## [CHALLENGE]
Check each line of the data for "this" and select those that have it.

* * *

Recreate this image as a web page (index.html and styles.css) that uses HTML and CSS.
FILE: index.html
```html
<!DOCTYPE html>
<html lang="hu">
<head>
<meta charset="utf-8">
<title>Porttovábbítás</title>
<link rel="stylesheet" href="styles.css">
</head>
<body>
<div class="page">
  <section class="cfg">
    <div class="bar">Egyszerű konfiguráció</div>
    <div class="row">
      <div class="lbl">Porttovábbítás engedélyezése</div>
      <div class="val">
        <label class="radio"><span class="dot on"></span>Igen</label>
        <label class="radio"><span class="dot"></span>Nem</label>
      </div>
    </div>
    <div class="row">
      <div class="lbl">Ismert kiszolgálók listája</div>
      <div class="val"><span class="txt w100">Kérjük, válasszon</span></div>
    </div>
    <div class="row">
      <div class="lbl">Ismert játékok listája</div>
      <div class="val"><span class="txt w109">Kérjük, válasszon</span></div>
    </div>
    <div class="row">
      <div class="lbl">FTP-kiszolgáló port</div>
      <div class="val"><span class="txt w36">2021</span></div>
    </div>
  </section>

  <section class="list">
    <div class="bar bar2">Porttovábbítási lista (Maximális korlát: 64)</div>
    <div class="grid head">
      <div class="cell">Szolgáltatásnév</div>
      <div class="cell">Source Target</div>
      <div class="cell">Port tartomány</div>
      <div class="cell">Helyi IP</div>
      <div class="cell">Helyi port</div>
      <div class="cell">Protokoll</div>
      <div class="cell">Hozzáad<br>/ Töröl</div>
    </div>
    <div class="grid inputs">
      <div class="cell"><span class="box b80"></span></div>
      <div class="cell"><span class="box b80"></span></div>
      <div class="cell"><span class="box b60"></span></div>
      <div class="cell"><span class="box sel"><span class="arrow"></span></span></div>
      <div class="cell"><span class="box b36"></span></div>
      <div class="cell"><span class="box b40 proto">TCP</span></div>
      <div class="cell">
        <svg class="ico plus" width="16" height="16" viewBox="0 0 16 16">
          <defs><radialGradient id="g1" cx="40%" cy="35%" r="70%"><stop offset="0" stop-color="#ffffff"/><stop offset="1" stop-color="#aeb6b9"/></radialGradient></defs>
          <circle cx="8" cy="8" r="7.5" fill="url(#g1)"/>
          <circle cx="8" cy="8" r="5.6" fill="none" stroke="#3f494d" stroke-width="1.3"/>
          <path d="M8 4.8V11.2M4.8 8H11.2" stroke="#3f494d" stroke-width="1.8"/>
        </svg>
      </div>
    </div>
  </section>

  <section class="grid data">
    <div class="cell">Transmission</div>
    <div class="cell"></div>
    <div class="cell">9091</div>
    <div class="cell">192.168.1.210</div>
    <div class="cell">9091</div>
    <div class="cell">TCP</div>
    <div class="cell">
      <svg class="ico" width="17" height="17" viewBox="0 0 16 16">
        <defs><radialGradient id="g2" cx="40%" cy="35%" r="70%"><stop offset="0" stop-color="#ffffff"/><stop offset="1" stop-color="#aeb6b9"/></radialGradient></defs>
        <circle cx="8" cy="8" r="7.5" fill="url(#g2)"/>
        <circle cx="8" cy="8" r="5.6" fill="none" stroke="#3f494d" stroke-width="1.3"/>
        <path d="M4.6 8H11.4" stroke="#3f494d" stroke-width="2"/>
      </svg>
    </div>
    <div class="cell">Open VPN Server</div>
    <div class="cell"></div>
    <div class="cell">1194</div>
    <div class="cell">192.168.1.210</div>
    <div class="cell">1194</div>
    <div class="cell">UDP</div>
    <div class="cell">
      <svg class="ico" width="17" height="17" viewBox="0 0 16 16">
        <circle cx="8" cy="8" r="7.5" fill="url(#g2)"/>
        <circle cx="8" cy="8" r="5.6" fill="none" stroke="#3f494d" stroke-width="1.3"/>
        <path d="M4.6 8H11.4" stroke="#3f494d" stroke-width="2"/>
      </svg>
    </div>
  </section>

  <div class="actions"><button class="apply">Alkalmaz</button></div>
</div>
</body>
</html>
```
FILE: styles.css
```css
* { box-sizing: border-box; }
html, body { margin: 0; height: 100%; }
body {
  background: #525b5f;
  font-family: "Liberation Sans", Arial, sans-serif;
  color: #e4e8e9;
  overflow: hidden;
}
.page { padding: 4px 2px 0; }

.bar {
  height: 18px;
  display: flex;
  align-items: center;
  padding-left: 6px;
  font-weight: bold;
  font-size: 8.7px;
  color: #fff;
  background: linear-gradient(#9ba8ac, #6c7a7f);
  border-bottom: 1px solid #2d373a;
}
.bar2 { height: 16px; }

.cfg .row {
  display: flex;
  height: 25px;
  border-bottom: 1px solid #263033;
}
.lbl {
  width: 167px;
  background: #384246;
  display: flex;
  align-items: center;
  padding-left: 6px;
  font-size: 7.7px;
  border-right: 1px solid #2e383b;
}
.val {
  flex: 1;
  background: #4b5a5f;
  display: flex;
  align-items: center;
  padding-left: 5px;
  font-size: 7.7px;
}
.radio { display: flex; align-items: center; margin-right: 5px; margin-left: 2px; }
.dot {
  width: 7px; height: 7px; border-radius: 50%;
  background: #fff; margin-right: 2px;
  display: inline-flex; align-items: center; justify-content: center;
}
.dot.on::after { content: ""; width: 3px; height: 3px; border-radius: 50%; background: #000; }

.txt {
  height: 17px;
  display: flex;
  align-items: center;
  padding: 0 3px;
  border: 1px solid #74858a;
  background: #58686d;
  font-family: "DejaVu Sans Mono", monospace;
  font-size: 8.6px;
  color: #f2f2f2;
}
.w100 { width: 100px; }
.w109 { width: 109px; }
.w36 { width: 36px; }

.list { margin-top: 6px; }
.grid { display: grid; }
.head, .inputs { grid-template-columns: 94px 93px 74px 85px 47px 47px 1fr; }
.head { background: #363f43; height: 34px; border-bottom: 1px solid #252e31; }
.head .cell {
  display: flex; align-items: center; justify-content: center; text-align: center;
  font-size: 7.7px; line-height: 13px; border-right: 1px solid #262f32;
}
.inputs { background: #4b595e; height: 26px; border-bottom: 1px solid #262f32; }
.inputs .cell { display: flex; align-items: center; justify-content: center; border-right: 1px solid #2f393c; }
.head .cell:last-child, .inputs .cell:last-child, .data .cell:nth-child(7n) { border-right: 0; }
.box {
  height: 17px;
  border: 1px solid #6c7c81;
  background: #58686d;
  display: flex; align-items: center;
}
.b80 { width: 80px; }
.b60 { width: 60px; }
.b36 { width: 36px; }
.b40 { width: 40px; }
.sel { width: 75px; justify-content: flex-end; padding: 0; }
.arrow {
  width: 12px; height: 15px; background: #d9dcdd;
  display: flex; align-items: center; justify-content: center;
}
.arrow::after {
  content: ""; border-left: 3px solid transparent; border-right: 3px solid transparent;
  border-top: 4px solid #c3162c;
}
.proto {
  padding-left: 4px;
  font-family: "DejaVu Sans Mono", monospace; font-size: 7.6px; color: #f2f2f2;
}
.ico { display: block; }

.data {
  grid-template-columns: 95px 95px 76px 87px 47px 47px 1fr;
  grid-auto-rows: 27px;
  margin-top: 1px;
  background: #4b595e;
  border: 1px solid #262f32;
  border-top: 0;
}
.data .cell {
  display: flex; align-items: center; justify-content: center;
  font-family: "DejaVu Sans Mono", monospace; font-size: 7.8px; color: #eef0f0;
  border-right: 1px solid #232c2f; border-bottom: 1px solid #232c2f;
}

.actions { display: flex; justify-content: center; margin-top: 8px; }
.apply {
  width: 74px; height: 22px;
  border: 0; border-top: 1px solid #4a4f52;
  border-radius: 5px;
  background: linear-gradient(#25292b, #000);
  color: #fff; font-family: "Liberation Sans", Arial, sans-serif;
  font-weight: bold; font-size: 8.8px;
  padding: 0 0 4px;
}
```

* * *

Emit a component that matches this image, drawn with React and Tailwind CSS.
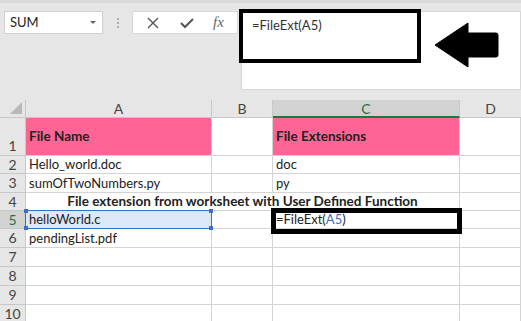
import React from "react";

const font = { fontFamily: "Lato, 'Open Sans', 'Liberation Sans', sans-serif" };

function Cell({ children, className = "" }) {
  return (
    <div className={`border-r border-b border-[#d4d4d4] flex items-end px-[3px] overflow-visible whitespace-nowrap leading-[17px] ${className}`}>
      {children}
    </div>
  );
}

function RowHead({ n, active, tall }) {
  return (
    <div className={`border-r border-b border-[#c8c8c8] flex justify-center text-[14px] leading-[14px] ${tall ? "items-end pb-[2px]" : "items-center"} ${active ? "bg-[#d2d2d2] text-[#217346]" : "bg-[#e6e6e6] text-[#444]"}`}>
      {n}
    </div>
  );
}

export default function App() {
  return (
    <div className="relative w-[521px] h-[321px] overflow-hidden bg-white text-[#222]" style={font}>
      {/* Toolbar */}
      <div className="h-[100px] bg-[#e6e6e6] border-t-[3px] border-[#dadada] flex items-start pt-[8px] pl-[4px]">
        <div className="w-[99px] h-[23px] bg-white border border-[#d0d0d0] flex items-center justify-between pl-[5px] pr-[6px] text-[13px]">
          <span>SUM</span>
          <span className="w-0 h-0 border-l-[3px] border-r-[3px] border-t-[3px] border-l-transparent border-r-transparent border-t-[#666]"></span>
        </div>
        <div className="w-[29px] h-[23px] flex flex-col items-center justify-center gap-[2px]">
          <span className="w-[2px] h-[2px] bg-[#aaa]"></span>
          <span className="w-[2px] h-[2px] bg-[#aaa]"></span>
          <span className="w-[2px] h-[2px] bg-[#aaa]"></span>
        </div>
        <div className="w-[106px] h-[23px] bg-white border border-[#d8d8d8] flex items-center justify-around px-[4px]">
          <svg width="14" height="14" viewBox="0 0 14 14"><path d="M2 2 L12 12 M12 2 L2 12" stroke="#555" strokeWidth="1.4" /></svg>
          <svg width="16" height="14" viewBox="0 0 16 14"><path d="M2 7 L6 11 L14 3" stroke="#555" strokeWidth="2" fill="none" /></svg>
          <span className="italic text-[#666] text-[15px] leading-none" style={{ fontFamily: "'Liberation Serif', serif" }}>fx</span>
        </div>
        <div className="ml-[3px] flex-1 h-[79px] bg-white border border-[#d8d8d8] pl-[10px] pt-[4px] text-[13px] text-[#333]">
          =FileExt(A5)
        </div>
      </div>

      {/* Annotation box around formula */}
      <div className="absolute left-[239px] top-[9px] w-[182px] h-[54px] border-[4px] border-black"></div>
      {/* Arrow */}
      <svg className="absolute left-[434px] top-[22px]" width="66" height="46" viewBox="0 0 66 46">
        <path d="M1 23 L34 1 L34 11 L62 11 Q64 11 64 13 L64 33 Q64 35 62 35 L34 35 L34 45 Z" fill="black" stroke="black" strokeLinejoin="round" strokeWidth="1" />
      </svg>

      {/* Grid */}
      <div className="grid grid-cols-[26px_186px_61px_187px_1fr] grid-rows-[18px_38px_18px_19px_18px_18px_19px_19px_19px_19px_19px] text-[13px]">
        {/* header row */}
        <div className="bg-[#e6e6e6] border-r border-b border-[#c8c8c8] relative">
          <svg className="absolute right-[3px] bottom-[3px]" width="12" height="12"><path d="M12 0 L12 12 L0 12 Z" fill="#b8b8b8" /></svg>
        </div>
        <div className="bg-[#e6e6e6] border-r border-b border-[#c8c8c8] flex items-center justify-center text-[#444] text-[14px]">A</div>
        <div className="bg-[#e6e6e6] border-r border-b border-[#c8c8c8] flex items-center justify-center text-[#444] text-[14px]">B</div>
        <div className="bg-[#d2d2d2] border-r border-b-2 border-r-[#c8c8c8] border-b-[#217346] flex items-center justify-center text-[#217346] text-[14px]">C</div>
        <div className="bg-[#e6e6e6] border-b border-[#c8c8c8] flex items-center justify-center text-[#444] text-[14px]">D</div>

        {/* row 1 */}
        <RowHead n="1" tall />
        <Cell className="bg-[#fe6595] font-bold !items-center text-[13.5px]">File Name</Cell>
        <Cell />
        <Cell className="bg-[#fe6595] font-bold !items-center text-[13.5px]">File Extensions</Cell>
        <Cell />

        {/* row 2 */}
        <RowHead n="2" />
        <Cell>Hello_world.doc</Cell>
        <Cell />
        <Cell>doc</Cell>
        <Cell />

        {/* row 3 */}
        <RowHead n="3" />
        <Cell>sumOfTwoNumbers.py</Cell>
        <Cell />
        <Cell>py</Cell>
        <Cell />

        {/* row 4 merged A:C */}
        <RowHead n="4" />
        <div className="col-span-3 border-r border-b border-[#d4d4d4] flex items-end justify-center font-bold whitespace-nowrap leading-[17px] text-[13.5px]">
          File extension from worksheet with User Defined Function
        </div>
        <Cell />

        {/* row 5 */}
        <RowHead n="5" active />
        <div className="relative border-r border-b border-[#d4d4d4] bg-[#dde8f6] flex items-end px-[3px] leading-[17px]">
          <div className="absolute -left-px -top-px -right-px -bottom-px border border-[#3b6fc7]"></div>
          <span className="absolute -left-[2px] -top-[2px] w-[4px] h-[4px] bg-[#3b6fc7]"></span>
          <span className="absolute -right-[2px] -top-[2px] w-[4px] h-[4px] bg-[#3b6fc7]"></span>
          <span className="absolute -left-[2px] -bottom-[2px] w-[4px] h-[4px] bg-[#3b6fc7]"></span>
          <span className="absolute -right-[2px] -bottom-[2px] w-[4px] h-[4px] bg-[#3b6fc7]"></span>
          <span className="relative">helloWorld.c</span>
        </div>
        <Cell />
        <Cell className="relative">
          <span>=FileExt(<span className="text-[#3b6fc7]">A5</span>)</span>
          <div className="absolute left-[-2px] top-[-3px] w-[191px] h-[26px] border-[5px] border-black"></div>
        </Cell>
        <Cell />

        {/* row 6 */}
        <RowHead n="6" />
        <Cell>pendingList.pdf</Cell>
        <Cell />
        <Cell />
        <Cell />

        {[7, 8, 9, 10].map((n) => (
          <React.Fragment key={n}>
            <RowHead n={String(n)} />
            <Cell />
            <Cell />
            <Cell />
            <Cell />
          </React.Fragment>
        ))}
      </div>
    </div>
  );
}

* * *

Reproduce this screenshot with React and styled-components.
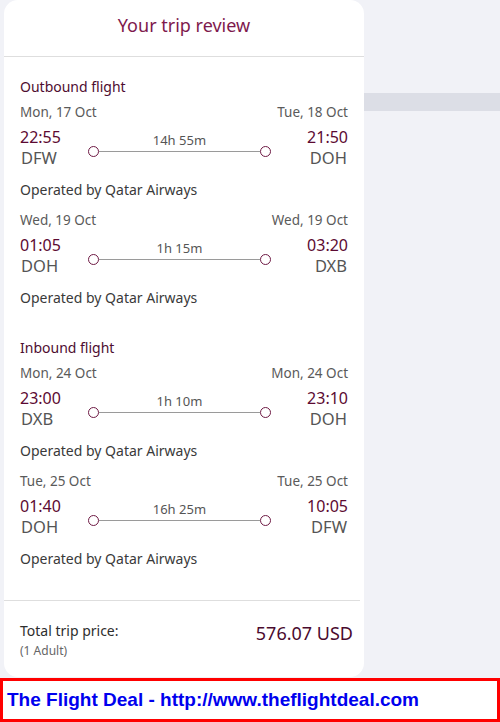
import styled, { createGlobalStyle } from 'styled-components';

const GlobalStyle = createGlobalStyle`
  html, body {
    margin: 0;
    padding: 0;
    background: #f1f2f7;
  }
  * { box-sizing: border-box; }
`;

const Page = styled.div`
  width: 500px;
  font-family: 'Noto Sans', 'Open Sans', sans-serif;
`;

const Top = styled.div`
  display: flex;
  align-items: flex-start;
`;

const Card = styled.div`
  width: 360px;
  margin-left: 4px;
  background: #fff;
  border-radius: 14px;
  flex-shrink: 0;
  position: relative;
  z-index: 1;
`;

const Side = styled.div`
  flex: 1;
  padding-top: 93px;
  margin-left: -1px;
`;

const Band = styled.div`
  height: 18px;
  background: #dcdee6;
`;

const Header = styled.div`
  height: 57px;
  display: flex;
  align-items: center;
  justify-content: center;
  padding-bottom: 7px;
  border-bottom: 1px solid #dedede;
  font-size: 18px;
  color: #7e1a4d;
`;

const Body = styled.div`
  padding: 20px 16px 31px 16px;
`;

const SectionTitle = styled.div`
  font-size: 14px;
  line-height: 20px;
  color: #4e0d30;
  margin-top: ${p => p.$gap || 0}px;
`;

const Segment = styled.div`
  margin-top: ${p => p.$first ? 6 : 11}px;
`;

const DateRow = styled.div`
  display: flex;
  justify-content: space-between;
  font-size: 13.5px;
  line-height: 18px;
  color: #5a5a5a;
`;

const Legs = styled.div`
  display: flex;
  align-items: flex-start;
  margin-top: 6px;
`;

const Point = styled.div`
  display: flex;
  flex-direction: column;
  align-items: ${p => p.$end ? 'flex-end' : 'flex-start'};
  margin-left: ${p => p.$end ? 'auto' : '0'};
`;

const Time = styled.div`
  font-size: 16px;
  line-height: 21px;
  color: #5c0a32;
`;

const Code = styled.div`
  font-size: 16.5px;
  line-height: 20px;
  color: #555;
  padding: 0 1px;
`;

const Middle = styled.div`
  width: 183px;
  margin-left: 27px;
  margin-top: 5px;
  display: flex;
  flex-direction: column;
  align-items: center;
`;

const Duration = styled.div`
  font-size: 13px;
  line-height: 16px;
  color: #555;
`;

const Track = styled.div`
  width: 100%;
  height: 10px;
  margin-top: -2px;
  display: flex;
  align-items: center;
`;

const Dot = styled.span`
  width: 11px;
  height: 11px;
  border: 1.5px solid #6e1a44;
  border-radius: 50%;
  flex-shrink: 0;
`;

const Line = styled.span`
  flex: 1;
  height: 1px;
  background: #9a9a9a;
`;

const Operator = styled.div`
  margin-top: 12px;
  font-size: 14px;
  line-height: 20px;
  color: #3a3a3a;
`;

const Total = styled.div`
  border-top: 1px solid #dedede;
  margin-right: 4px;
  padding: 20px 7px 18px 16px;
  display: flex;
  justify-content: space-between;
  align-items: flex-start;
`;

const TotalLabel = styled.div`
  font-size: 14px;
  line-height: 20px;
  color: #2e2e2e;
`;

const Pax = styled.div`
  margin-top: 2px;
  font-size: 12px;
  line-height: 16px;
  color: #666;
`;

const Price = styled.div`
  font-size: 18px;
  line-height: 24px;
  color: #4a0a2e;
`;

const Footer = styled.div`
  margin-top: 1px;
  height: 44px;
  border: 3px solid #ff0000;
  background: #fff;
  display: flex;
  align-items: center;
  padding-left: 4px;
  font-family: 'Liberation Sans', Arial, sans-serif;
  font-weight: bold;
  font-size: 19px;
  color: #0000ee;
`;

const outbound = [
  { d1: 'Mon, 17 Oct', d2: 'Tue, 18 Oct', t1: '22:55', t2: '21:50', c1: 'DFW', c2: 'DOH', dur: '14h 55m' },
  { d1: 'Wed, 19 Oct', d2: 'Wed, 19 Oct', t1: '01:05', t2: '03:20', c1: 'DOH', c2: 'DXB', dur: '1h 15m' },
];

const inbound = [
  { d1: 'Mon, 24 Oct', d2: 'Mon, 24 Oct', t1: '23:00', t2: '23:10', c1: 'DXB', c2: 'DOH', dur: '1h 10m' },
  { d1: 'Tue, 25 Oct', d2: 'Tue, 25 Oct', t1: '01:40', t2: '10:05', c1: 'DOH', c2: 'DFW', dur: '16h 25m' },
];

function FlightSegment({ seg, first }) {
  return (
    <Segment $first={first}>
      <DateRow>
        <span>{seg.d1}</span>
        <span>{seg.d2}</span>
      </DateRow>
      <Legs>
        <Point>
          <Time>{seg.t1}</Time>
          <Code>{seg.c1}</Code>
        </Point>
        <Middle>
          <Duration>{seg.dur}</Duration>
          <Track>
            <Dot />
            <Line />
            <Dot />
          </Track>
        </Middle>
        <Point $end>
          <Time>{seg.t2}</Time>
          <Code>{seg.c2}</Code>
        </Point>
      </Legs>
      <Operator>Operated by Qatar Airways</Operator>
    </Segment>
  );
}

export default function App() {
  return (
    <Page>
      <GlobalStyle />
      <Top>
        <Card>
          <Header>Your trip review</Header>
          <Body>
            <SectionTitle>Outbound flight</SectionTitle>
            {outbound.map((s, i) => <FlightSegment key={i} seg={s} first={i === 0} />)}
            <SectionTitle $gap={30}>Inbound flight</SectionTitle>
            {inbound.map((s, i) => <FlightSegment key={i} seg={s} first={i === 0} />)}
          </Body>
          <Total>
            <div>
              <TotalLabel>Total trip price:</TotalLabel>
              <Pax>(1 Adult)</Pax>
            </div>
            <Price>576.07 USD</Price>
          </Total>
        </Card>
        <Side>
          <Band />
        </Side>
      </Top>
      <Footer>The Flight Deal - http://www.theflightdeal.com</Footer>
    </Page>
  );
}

* * *

## [WRITTEN RESPONSE]
Recreate this image as a web page (index.html and styles.css) that uses HTML and CSS.
Emit a component that matches this image, drawn with React and Tailwind CSS.
Reproduce this screenshot with React and styled-components.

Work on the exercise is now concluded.